Company could also argue that it lost money as a result of John’s breach. A breaching party can be liable for all foreseeable consequential damages that result from that breach. In this case, Company would argue that it is entitled to $24,000.00, the value of the lost sale to Liz. John, on the other hand, could argue that it was not foreseeable that Liz would have purchased the more expensive Company product.

Owner’s Claims

Again, there was no contract between Owner and John, so his main contractual claim would be against Liz. Owner would argue that by installing a malfunctioning software system, she breached her agreement to perform the electrical work.

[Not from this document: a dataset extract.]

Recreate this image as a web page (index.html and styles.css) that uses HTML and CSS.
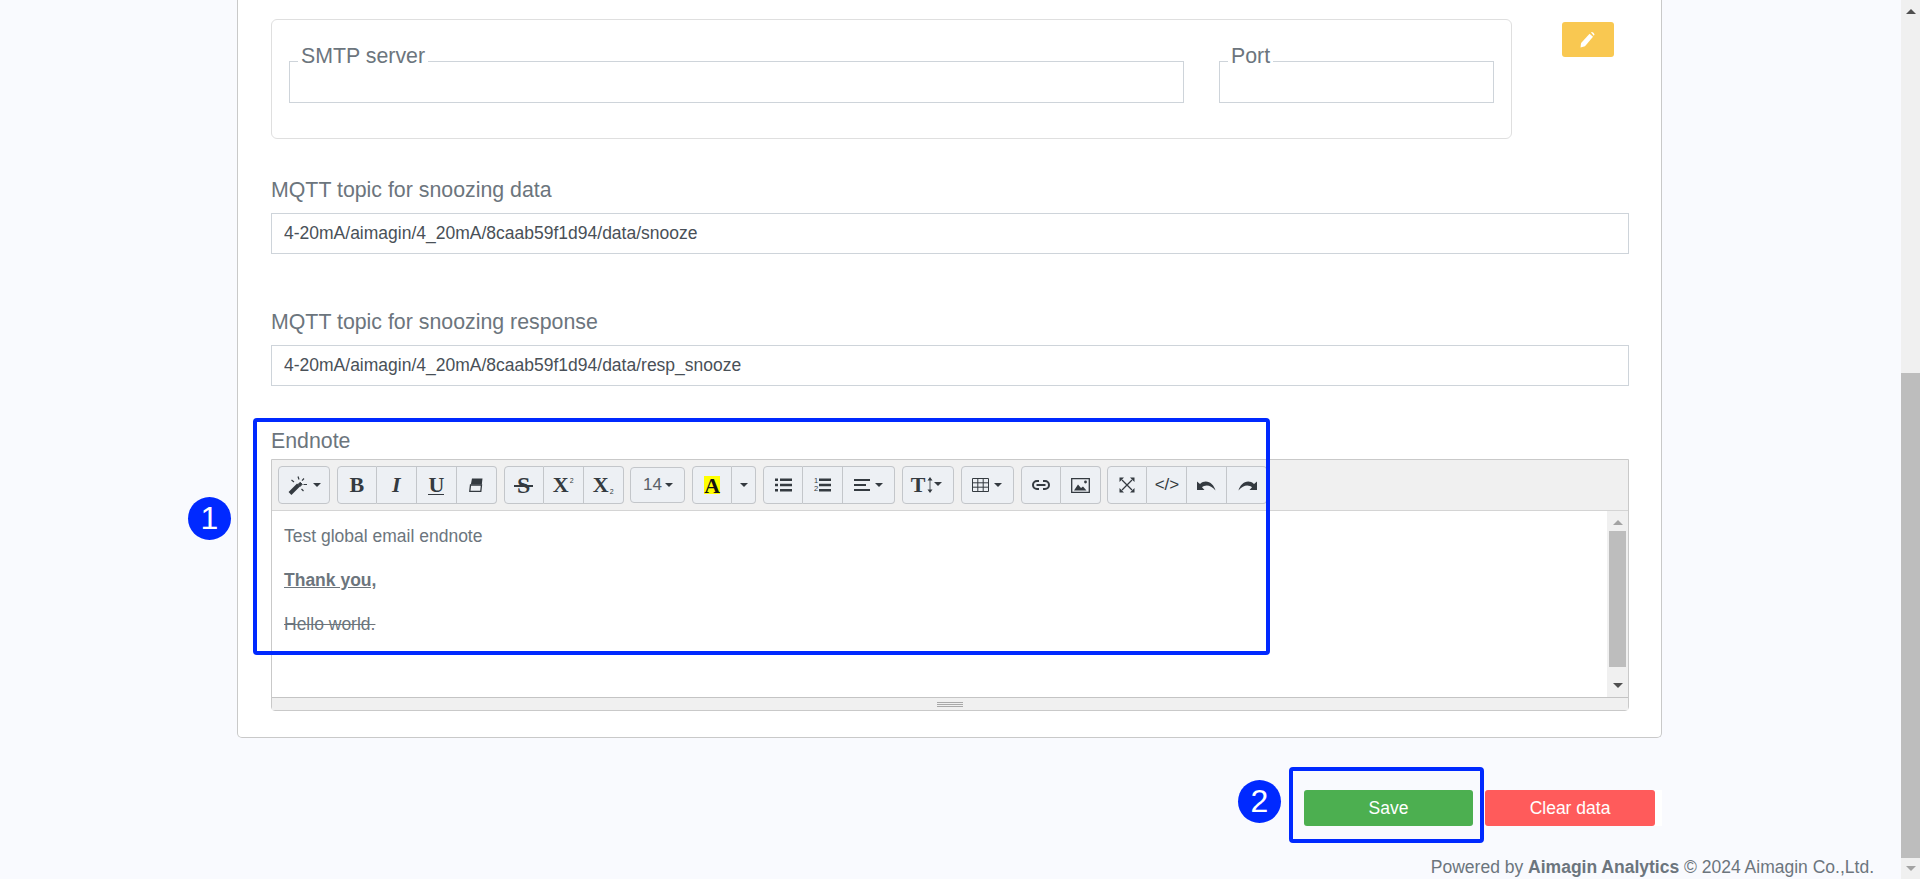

Owner has a right to expectation damages as a result of the breach. Thus Liz would be liable for the costs of installing the electrical system according to specifications. Moreover, Liz would be liable for the foreseeable consequential damages of her breach. Liz was aware that Owner had expensive high-end equipment that could be damaged by poor software. As a result, Liz is liable to Owner for the value of the damage done to Owner’s computer.

If John is a merchant in software, which it appears that he is, Owner may have a claim against him for breach of the implied warranty of merchantability under Art. 2 of the UCC. As a result he would be liable for the same expectation and consequential damages as Liz.

Liz’s Claims Against John

John is a merchant in goods, software, under UCC Art. 2. Thus, his sale of goods comes with an implied warranty of merchantability; in that his software is fit for its ordinary use.

Since his software was not fit for use, John breached his warranty. As a result, he is liable for all expectation and foreseeable consequential damages. John would have to refund Liz’s payment price. Moreover, it should have been foreseeable that his malfunctioning product could damage the house. Thus, John is responsible for paying Liz to the extent of her own liability to Owner.